Practicality & boot space
While it's by no means a replacement for a Range Rover, there's an extra 30mm of ground clearance and more plastic cladding around the bottom of the Cross Turismo compared with the regular Taycan. This should make owners happier to take their Taycan Cross Turismo across a field, down a gravel track or up a snowy road to their ski chalet. Top Turbo S versions also get rear-wheel steering, which helps reduce the turning circle for easier manoeuvring.
The Taycan Cross Turismo's extra interior space is likely to be more useful day-to-day. Thanks to its longer and taller roofline, there's 47mm extra headroom for anyone in the back seats, while 446 litres of boot space isn't bad either - the standard Taycan has 366 litres.

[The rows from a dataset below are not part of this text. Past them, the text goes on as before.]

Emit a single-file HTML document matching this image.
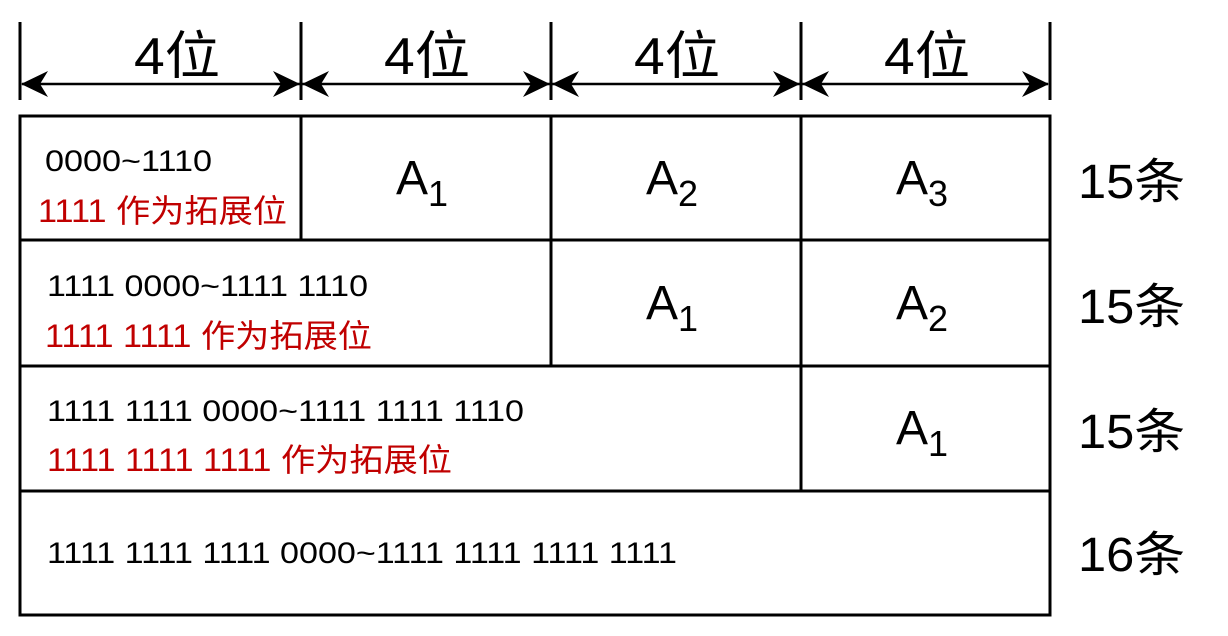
<!DOCTYPE html>
<html><head><meta charset="utf-8"><style>body{margin:0;background:#fff}svg{display:block}</style></head><body>
<svg width="1228" height="636" viewBox="0 0 1228 636" xmlns="http://www.w3.org/2000/svg" font-family="Liberation Sans, Noto Sans CJK SC, sans-serif">
<g stroke="#000" stroke-width="3" fill="none">
<line x1="20" y1="22" x2="20" y2="100"/><line x1="301" y1="22" x2="301" y2="100"/><line x1="551" y1="22" x2="551" y2="100"/><line x1="801" y1="22" x2="801" y2="100"/><line x1="1050" y1="22" x2="1050" y2="100"/>
<line x1="22" y1="84" x2="1048" y2="84" stroke-width="2.5"/>
<rect x="20" y="116" width="1030" height="499"/>
<line x1="20" y1="240" x2="1050" y2="240"/><line x1="20" y1="366" x2="1050" y2="366"/><line x1="20" y1="491" x2="1050" y2="491"/>
<line x1="301" y1="116" x2="301" y2="240"/><line x1="551" y1="116" x2="551" y2="366"/><line x1="801" y1="116" x2="801" y2="491"/>
</g>
<g fill="#000">
<path d="M21 84 L48 71 L40 84 L48 97Z"/><path d="M300 84 L273 71 L281 84 L273 97Z"/>
<path d="M302 84 L329 71 L321 84 L329 97Z"/><path d="M550 84 L523 71 L531 84 L523 97Z"/>
<path d="M552 84 L579 71 L571 84 L579 97Z"/><path d="M800 84 L773 71 L781 84 L773 97Z"/>
<path d="M802 84 L829 71 L821 84 L829 97Z"/><path d="M1049 84 L1022 71 L1030 84 L1022 97Z"/>
</g>
<g font-size="52" fill="#000" lengthAdjust="spacingAndGlyphs">
<text x="134" y="74" textLength="86" lengthAdjust="spacingAndGlyphs">4位</text>
<text x="384" y="74" textLength="86" lengthAdjust="spacingAndGlyphs">4位</text>
<text x="634" y="74" textLength="86" lengthAdjust="spacingAndGlyphs">4位</text>
<text x="884" y="74" textLength="86" lengthAdjust="spacingAndGlyphs">4位</text>
</g>
<g font-size="30" fill="#000">
<text x="45" y="171" textLength="167" lengthAdjust="spacingAndGlyphs">0000~1110</text>
<text x="47" y="296" textLength="321" lengthAdjust="spacingAndGlyphs">1111 0000~1111 1110</text>
<text x="47" y="421" textLength="477" lengthAdjust="spacingAndGlyphs">1111 1111 0000~1111 1111 1110</text>
<text x="47" y="563" textLength="630" lengthAdjust="spacingAndGlyphs">1111 1111 1111 0000~1111 1111 1111 1111</text>
</g>
<g font-size="32" fill="#c00000">
<text x="38" y="222" textLength="249" lengthAdjust="spacingAndGlyphs">1111 作为拓展位</text>
<text x="45" y="347" textLength="327" lengthAdjust="spacingAndGlyphs">1111 1111 作为拓展位</text>
<text x="47" y="471" textLength="405" lengthAdjust="spacingAndGlyphs">1111 1111 1111 作为拓展位</text>
</g>
<g font-size="48" fill="#000">
<text x="396" y="194">A<tspan font-size="36" dy="12">1</tspan></text>
<text x="646" y="194">A<tspan font-size="36" dy="12">2</tspan></text>
<text x="896" y="194">A<tspan font-size="36" dy="12">3</tspan></text>
<text x="646" y="319">A<tspan font-size="36" dy="12">1</tspan></text>
<text x="896" y="319">A<tspan font-size="36" dy="12">2</tspan></text>
<text x="896" y="444">A<tspan font-size="36" dy="12">1</tspan></text>
<text x="1078" y="198" textLength="107" lengthAdjust="spacingAndGlyphs">15条</text>
<text x="1078" y="323" textLength="107" lengthAdjust="spacingAndGlyphs">15条</text>
<text x="1078" y="448" textLength="107" lengthAdjust="spacingAndGlyphs">15条</text>
<text x="1078" y="571" textLength="107" lengthAdjust="spacingAndGlyphs">16条</text>
</g>
</svg>
</body></html>
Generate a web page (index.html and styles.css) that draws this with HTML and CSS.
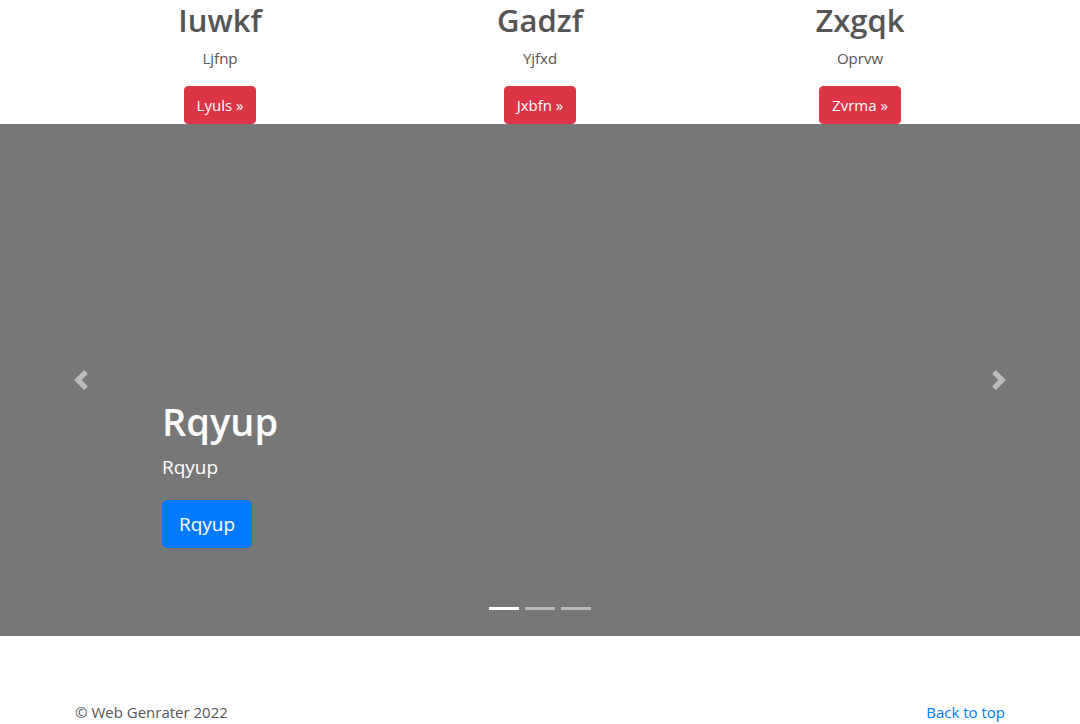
FILE: index.html
```html
<!DOCTYPE html>
<html lang="en">
<head>
<meta charset="utf-8">
<title>Carousel</title>
<link rel="stylesheet" href="styles.css">
</head>
<body>
<section class="marketing">
  <div class="row">
    <div class="col">
      <h2 class="col-title">Iuwkf</h2>
      <p class="col-text">Ljfnp</p>
      <p class="col-action"><a class="btn btn-danger" href="#">Lyuls &raquo;</a></p>
    </div>
    <div class="col">
      <h2 class="col-title">Gadzf</h2>
      <p class="col-text">Yjfxd</p>
      <p class="col-action"><a class="btn btn-danger" href="#">Jxbfn &raquo;</a></p>
    </div>
    <div class="col">
      <h2 class="col-title">Zxgqk</h2>
      <p class="col-text">Oprvw</p>
      <p class="col-action"><a class="btn btn-danger" href="#">Zvrma &raquo;</a></p>
    </div>
  </div>
</section>

<section class="carousel">
  <div class="slide">
    <div class="caption">
      <h1 class="caption-title">Rqyup</h1>
      <p class="caption-text">Rqyup</p>
      <p class="caption-action"><a class="btn btn-lg btn-primary" href="#">Rqyup</a></p>
    </div>
  </div>
  <a class="control control-prev" href="#" aria-label="Previous">
    <svg class="control-icon" viewBox="0 0 8 8" width="20" height="20"><path fill="#fff" d="M5.25 0l-4 4 4 4 1.5-1.5L4.25 4l2.5-2.5L5.25 0z"/></svg>
  </a>
  <a class="control control-next" href="#" aria-label="Next">
    <svg class="control-icon" viewBox="0 0 8 8" width="20" height="20"><path fill="#fff" d="M2.75 0l-1.5 1.5L3.75 4l-2.5 2.5L2.75 8l4-4-4-4z"/></svg>
  </a>
  <ol class="indicators">
    <li class="indicator active"></li>
    <li class="indicator"></li>
    <li class="indicator"></li>
  </ol>
</section>

<footer class="footer">
  <p class="footer-copy">&copy; Web Genrater 2022</p>
  <p class="footer-top"><a href="#">Back to top</a></p>
</footer>
</body>
</html>
```

FILE: styles.css
```css
* { box-sizing: border-box; }

html, body {
  margin: 0;
  padding: 0;
}

body {
  font-family: "Open Sans", "Noto Sans", sans-serif;
  font-size: 16px;
  line-height: 1.5;
  color: #555;
  background: #fff;
}

a { text-decoration: none; }

.marketing {
  width: 960px;
  margin: 0 auto;
}

.row {
  display: grid;
  grid-template-columns: repeat(3, 1fr);
}

.col {
  padding: 0 15px;
  text-align: center;
}

.col-title {
  margin: 0 0 7px;
  padding-top: 1px;
  font-size: 31px;
  font-weight: 600;
  line-height: 38px;
  color: #555;
}

.col-text {
  margin: 0 0 16px;
  font-size: 15px;
  line-height: 24px;
}

.col-action {
  margin: 0;
}

.btn {
  display: inline-block;
  padding: 6px 12px;
  font-size: 15px;
  line-height: 24px;
  border: 1px solid transparent;
  border-radius: 4px;
  color: #fff;
}

.btn-danger {
  background: #dc3545;
  border-color: #dc3545;
}

.btn-primary {
  background: #007bff;
  border-color: #007bff;
}

.btn-lg {
  padding: 8px 16px;
  font-size: 19px;
  line-height: 30px;
  border-radius: 5px;
}

.carousel {
  position: relative;
  height: 512px;
  background: #777;
}

.slide {
  height: 100%;
  display: flex;
  align-items: flex-end;
  padding: 0 15% 88px;
}

.caption {
  color: #fff;
}

.caption-title {
  margin: 0 0 7px;
  font-size: 38px;
  font-weight: 600;
  line-height: 48px;
}

.caption-text {
  margin: 0 0 18px;
  font-size: 19px;
  line-height: 30px;
}

.caption-action {
  margin: 0;
}

.control {
  position: absolute;
  top: 0;
  bottom: 0;
  width: 15%;
  display: flex;
  align-items: center;
  justify-content: center;
  opacity: 0.5;
}

.control-prev { left: 0; }
.control-next { right: 0; }

.control-icon {
  display: block;
  width: 20px;
  height: 20px;
}

.indicators {
  position: absolute;
  left: 0;
  right: 0;
  bottom: 16px;
  margin: 0;
  padding: 0;
  list-style: none;
  display: flex;
  justify-content: center;
}

.indicator {
  width: 30px;
  height: 23px;
  margin: 0 3px;
  border-top: 10px solid transparent;
  border-bottom: 10px solid transparent;
  background: #fff;
  background-clip: padding-box;
  opacity: 0.5;
}

.indicator.active { opacity: 1; }

.footer {
  width: 960px;
  margin: 0 auto;
  padding: 64px 15px 0;
  display: flex;
  justify-content: space-between;
}

.footer-copy,
.footer-top {
  margin: 0;
  font-size: 15px;
  line-height: 24px;
}

.footer-top a { color: #007bff; }
```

This expands to 1,212 litres with the seats folded down, while the Turbo versions have slightly lower figures of 405 litres and 1,171 litres. Every version also gets 84 litres of storage in a 'frunk' under the bonnet.
Reliability & safety
The 'J1' platform found under the Taycan was completely new, and is now being rolled out for the Audi E-Tron GT and Taycan Cross Turismo. It's still very early to predict its reliability but we haven't heard of any major issues so far. It's also very reassuring that Porsche topped our 2021 Driver Power owner satisfaction survey, beating every other luxury and mainstream brand. Just 14% of owners reported a fault within the first year.
While many Porsche models aren't tested by Euro NCAP, the Taycan has been assessed, and awarded the full five-star rating. Considering the Taycan Cross Turismo is virtually identical ahead of the windscreen, we imagine this score will apply here too.
The latest safety equipment from the Volkswagen Group is fitted, including a system called InnoDrive that can help drive the Taycan Cross Turismo within its lane, keep pace with traffic and even help with overtakes. Autonomous emergency braking and rear cross-traffic alerts help avoid collisions, while night vision is also available to help spot pedestrians and other objects in the dark.